Mughal architecture and Indo-Islamic architecture influenced Mughal Era (1526 CE-1857 CE). During this period Persian influence is noticable in Mughal tombs of sandstone and marble show. The Red Fort at Agra (1565–74) and the walled city of Fatehpur Sikri (1569–74) are among the architectural achievements of this period. The Taj Mahal, built as a tomb for Queen Mumtaz Mahal by Shah Jahan (1628–58) is undoubtly the most beautiful construction of this period.
Between 1857 CE—1947 CE, European colonialism and British Raj bought with it a wide array of influences to Indian architecture. Colonial architecture became assimilated into India's diverse traditions. Fusion has been a consistent feature of modern Indian architecture and is visible in the architecture of 'Rastrapati Bhawan' during this period.

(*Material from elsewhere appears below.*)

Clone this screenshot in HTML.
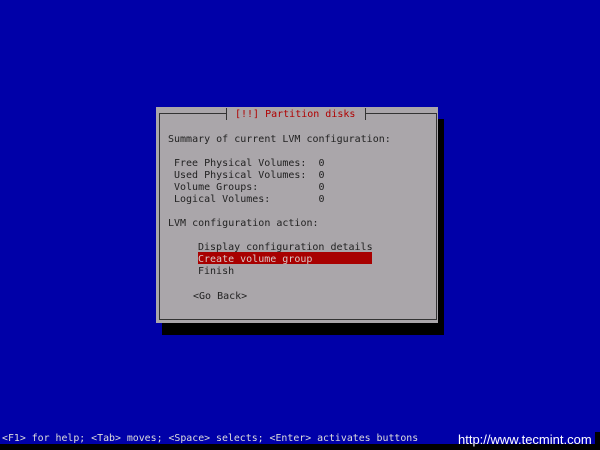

Modern Indian architecture (post Independence 1947 onwards) also incorporated modern values as India became a modern nation state. Indian buildings, even today, reflect India's culture and myths. The ancient Indian architectural text of Vastu Shastra is widely used for planning houses, residential complexes, office, commercial, industrial and other building types. The economic reforms of 1991 further bolstered the urban architecture of India as the country became more integrated with the world's economy.
Indian architecture reflects its various socio-cultural sensibilities which vary from region to region. Growing awareness of ecology has influenced architecture in India during modern times and 'Green Buildings' are now a very popular concept. Urban housing in India balances space constrictions and is aimed to serve the working class.